Eviction and folding
On October 14, while the team was playing their first preseason game in Nashville, they were evicted from the Birmingham Jefferson Convention Complex as a result of being unable to pay the $50,000 rental fee they owed. Despite owing money, the Bulls moved forward and had scheduled to play their season opener. The deadline was extended by a week. At one point, the team had an anonymous donor who was willing to pay the $50,000 that was owed to the Birmingham Jefferson Convention Complex. On October 25, 1983, the donor withdrew their money and the Bulls were unable to provide the money owed to BJCC.

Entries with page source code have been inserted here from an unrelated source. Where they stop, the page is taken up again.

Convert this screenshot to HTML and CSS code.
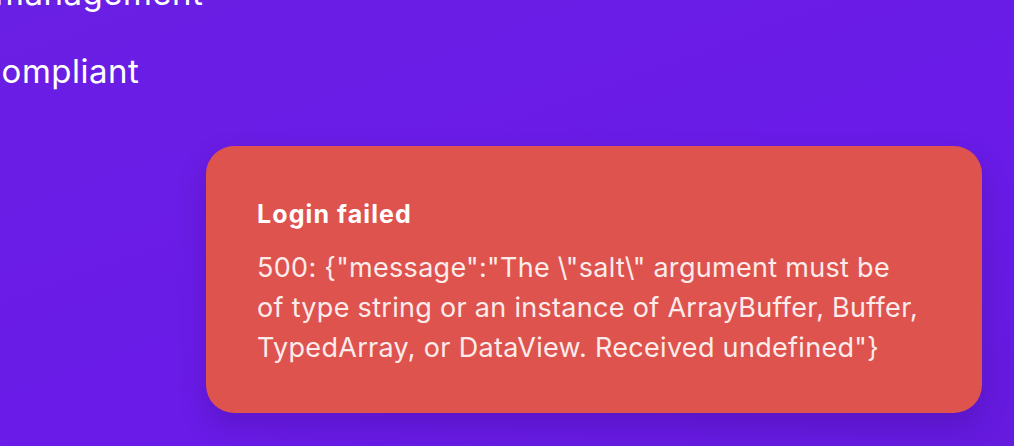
FILE: index.html
```html
<!DOCTYPE html>
<html lang="en">
<head>
<meta charset="utf-8">
<title>Login failed</title>
<link rel="stylesheet" href="styles.css">
</head>
<body>
<main class="page">
  <ul class="features">
    <li class="feature feature-top">management</li>
    <li class="feature feature-second">Compliant</li>
  </ul>
  <div class="toast" role="alert">
    <div class="toast-title">Login failed</div>
    <div class="toast-body">500: {"message":"The \"salt\" argument must be of type string or an instance of ArrayBuffer, Buffer, TypedArray, or DataView. Received undefined"}</div>
  </div>
</main>
</body>
</html>
```

FILE: styles.css
```css
html, body {
  margin: 0;
  padding: 0;
  height: 100%;
  overflow: hidden;
}
body {
  background: linear-gradient(160deg, #6a1fe4 0%, #6a1be8 60%, #651ade 100%);
  font-family: Inter, "Noto Sans", sans-serif;
  color: #fff;
}
.page {
  display: flex;
  flex-direction: column;
}
.features {
  list-style: none;
  margin: -27px 0 0 0;
  padding: 0;
  display: flex;
  flex-direction: column;
  gap: 38px;
}
.feature {
  font-size: 33px;
  line-height: 40px;
  letter-spacing: 0.5px;
  white-space: nowrap;
}
.feature-top {
  margin-left: -5px;
}
.feature-second {
  margin-left: -23px;
}
.toast {
  margin: 55px 0 0 206px;
  width: 776px;
  height: 267px;
  box-sizing: border-box;
  padding: 53px 51px 0;
  background: #de534e;
  border-radius: 28px;
  box-shadow: 0 12px 28px rgba(40, 0, 90, 0.22);
}
.toast-title {
  font-size: 25px;
  font-weight: 700;
  line-height: 30px;
  letter-spacing: 1.1px;
  color: #fff;
}
.toast-body {
  margin-top: 19px;
  font-size: 27px;
  line-height: 40px;
  letter-spacing: 0.3px;
  color: #fbeceb;
  max-width: 662px;
}
```
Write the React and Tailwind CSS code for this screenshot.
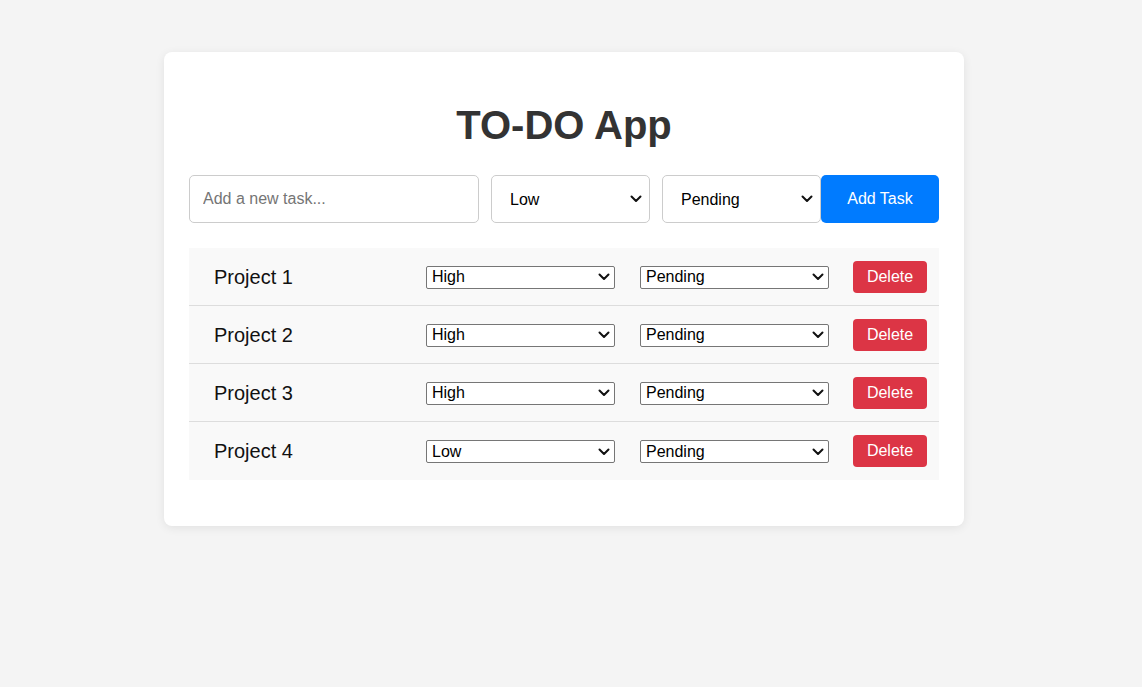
import React from "react";

const Chevron = ({ className = "" }) => (
  <svg width="12" height="8" viewBox="0 0 12 8" className={className} aria-hidden="true">
    <path d="M1.5 1.5 L6 6 L10.5 1.5" fill="none" stroke="#111" strokeWidth="2" strokeLinecap="round" strokeLinejoin="round" />
  </svg>
);

const TopSelect = ({ value, options }) => (
  <div className="relative w-[159px] h-[48px]">
    <select
      defaultValue={value}
      className="appearance-none w-full h-full rounded-[5px] border border-[#ccc] bg-white pl-[18px] pr-8 pt-[1px] text-[16px] text-black outline-none"
    >
      {options.map((o) => (
        <option key={o}>{o}</option>
      ))}
    </select>
    <Chevron className="pointer-events-none absolute right-[8px] top-[20px]" />
  </div>
);

const RowSelect = ({ value, options }) => (
  <div className="relative w-[189px] h-[23px]">
    <select
      defaultValue={value}
      className="appearance-none w-full h-full rounded-[2px] border border-[#767676] bg-white pl-[5px] pr-6 text-[16px] leading-[20px] text-black outline-none"
    >
      {options.map((o) => (
        <option key={o}>{o}</option>
      ))}
    </select>
    <Chevron className="pointer-events-none absolute right-[5px] top-[8px]" />
  </div>
);

const tasks = [
  { name: "Project 1", priority: "High", status: "Pending" },
  { name: "Project 2", priority: "High", status: "Pending" },
  { name: "Project 3", priority: "High", status: "Pending" },
  { name: "Project 4", priority: "Low", status: "Pending" },
];

export default function App() {
  return (
    <div
      className="min-h-[687px] w-full bg-[#f4f4f4] pt-[52px] pl-[164px]"
      style={{ fontFamily: '"Liberation Sans", Arial, sans-serif' }}
    >
      <div className="w-[800px] rounded-[8px] bg-white px-[25px] pt-[25px] pb-[46px] shadow-[0_2px_10px_rgba(0,0,0,0.08)]">
        <h1 className="mt-[25px] mb-[27px] text-center text-[40px] leading-[46px] font-bold text-[#333]">
          TO-DO App
        </h1>
        <div className="flex items-center">
          <input
            placeholder="Add a new task..."
            className="w-[290px] h-[48px] rounded-[5px] border border-[#ccc] bg-white px-[13px] text-[16px] text-black placeholder:text-[#757575] outline-none"
          />
          <div className="ml-[12px]">
            <TopSelect value="Low" options={["Low", "Medium", "High"]} />
          </div>
          <div className="ml-[12px]">
            <TopSelect value="Pending" options={["Pending", "Completed"]} />
          </div>
          <button className="w-[118px] h-[48px] rounded-[5px] bg-[#007bff] text-[16px] text-white">
            Add Task
          </button>
        </div>
        <ul className="mt-[25px]">
          {tasks.map((t, i) => (
            <li
              key={t.name}
              className={`flex h-[58px] items-center bg-[#f9f9f9] pl-[25px] pr-[12px] ${
                i < tasks.length - 1 ? "border-b border-[#ddd]" : ""
              }`}
            >
              <span className="w-[212px] text-[20px] text-[#111]">{t.name}</span>
              <RowSelect value={t.priority} options={["Low", "Medium", "High"]} />
              <div className="ml-[25px]">
                <RowSelect value={t.status} options={["Pending", "Completed"]} />
              </div>
              <button className="ml-auto w-[74px] h-[32px] rounded-[4px] bg-[#dc3545] text-[16px] text-white">
                Delete
              </button>
            </li>
          ))}
        </ul>
      </div>
    </div>
  );
}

Several attempts were made to secure funding after the anonymous donor withdrew their commitment due to a local newspaper writing a critical article that was directed at the team's phantom owner. Birmingham Stallions owner Marvin Warner and actor Paul Newman, who Carlson had worked with in the movie Slap Shot were contacted for financing, but calls were not returned.

On October 28, 1983, as a result of ownership never paying the ACHL franchise fee along with the arena deposit, the ACHL suspended operations of the Birmingham Bulls. Their final regular season record was two victories and one loss. Coach Hanson resumed his playing career, joining the Toledo Goaldiggers. The remaining players were dispersed throughout the ACHL.

The Birmingham Bulls' name would remain dormant until 1992, when another franchise by the same name would join the East Coast Hockey League (now ECHL).

Players
Several Bulls' players were former NHL and WHA draft picks and/or have played in their respective leagues.

Schedule

Pre-season
10/14/1983 @ Nashville South Stars, 5-4 (Win)
10/18/1983 @ Nashville South Stars, 7-2 (Win)

Regular season
10/22/1983 @ Nashville South Stars, 2-5 (Loss)
10/25/1983 vs Mohawk Valley Stars, 8-0 (Win)
10/27/1983 vs Mohawk Valley Stars 7-3 (Win)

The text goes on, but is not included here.